Di fondo, sono una persona allegra. Chi mi gira intorno sa che tendo a sentirmi entusiasta della vita e a buttare tutto sul ridere. Non solo per una fortunata combinazione chimica, ma grazie a una mia precisa volontà. Perché sono anche una persona razionale, molto. Io voglio, e devo, onorare il culo di essere venuta al mondo sana in un ambiente economicamente e culturalmente privilegiato. Cercare di dare sempre il massimo, diffondere serenità e praticare gentilezza, combattere a testa alta per i principi in cui credo e non dare per scontato nessun giorno su questa terra, mi pare il minimo.
Ma, gratitudine a parte, vivo anche percependo una latente delusione. In grande scala: prevaricazioni, ingiustizie odiose, violenze feroci e diffusa indifferenza. Nel quotidiano: costanti incomprensioni. Mancate connessioni. Soffro di una solitudine atavica che cerco di non far pesare a nessuno, ma che scava in me profondissimi solchi. C’è di più. Nel mio piccolo, ogni tanto compare anche, lo confesso, un’insoddisfazione meschina. Un senso di mancato riconoscimento per le cose che faccio (scrittura e pittura) e per la donna che sono. Il sentirmi sottovalutata o data per scontata. Non vista. Mai scelta.
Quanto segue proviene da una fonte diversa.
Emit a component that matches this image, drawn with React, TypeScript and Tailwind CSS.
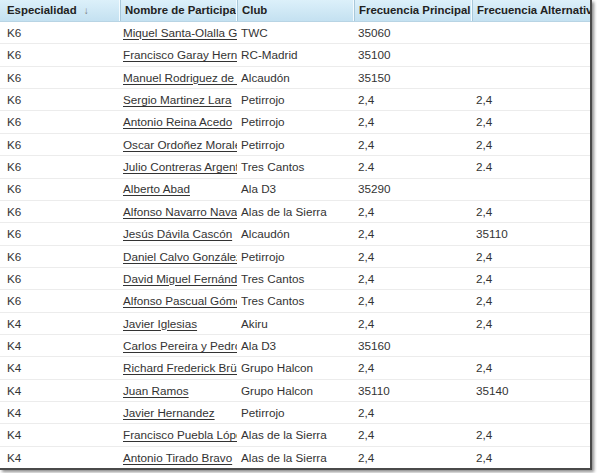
const rows: [string, string, string, string, string][] = [
  ["K6", "Miquel Santa-Olalla García", "TWC", "35060", ""],
  ["K6", "Francisco Garay Hernández", "RC-Madrid", "35100", ""],
  ["K6", "Manuel Rodriguez de la Fuente", "Alcaudón", "35150", ""],
  ["K6", "Sergio Martinez Lara", "Petirrojo", "2,4", "2,4"],
  ["K6", "Antonio Reina Acedo", "Petirrojo", "2,4", "2,4"],
  ["K6", "Oscar Ordoñez Morales", "Petirrojo", "2,4", "2,4"],
  ["K6", "Julio Contreras Argente", "Tres Cantos", "2.4", "2.4"],
  ["K6", "Alberto Abad", "Ala D3", "35290", ""],
  ["K6", "Alfonso Navarro Navarro", "Alas de la Sierra", "2,4", "2,4"],
  ["K6", "Jesús Dávila Cascón", "Alcaudón", "2,4", "35110"],
  ["K6", "Daniel Calvo González", "Petirrojo", "2,4", "2,4"],
  ["K6", "David Miguel Fernández", "Tres Cantos", "2,4", "2,4"],
  ["K6", "Alfonso Pascual Gómez", "Tres Cantos", "2,4", "2,4"],
  ["K4", "Javier Iglesias", "Akiru", "2,4", "2,4"],
  ["K4", "Carlos Pereira y Pedro", "Ala D3", "35160", ""],
  ["K4", "Richard Frederick Brüning", "Grupo Halcon", "2,4", "2,4"],
  ["K4", "Juan Ramos", "Grupo Halcon", "35110", "35140"],
  ["K4", "Javier Hernandez", "Petirrojo", "2,4", ""],
  ["K4", "Francisco Puebla López", "Alas de la Sierra", "2,4", "2,4"],
  ["K4", "Antonio Tirado Bravo", "Alas de la Sierra", "2,4", "2,4"],
];

const cols = "grid grid-cols-[120px_117px_117px_118px_118px]";

export default function App() {
  return (
    <div className="w-[597px] h-[473px] bg-white overflow-hidden" style={{ fontFamily: '"Liberation Sans", Arial, sans-serif' }}>
      <div className="w-[592px] h-[470px] bg-white border-r-2 border-b-2 border-[#4a4a4a] shadow-[2px_2px_3px_rgba(0,0,0,0.45)] overflow-hidden">
        <div className={`${cols} h-[22px] bg-gradient-to-b from-[#dcf0fa] to-[#c4e1f1] border-b border-[#b8d4e4] text-[11.4px] font-bold text-[#222]`}>
          <div className="pl-[7px] flex items-center border-r border-[#f4fbff]">
            Especialidad <span className="ml-[7px] text-[10px] text-[#777] font-normal">↓</span>
          </div>
          <div className="pl-[4px] flex items-center border-l border-[#a9c8da] border-r border-r-[#f4fbff] whitespace-nowrap overflow-hidden">Nombre de Participante</div>
          <div className="pl-[4px] flex items-center border-l border-[#a9c8da] border-r border-r-[#f4fbff]">Club</div>
          <div className="pl-[4px] flex items-center border-l border-[#a9c8da] border-r border-r-[#f4fbff] whitespace-nowrap overflow-hidden">Frecuencia Principal</div>
          <div className="pl-[4px] flex items-center border-l border-[#a9c8da] whitespace-nowrap overflow-hidden">Frecuencia Alternativa</div>
        </div>
        {rows.map((r, i) => (
          <div key={i} className={`${cols} h-[22.37px] border-b border-[#ececec] text-[11.7px] text-[#333] items-center`}>
            <div className="pl-[7px]">{r[0]}</div>
            <div className="pl-[3px] whitespace-nowrap overflow-hidden underline underline-offset-2">{r[1]}</div>
            <div className="pl-[4px] whitespace-nowrap overflow-hidden">{r[2]}</div>
            <div className="pl-[4px]">{r[3]}</div>
            <div className="pl-[4px]">{r[4]}</div>
          </div>
        ))}
      </div>
    </div>
  );
}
Nonostante i miei sforzi incessanti, che cosa mi renda così stonata, e non di rado sgradita, al resto dell’universo, io non l’ho mai capito. Il troppo chiasso? I troppi colori? Più probabilmente, qualche evidente trauma e rigidità che, è bene saperlo, sono impossibilitata a rimuovere. O magari, più semplicemente, il resto dell’universo è solo troppo occupato a pensare ai cazzi suoi per stare dietro anche ai miei. E giustamente, direi.
Quindi nulla, come non detto, procediamo tutti come sempre: sorridenti e pimpanti verso il 2026!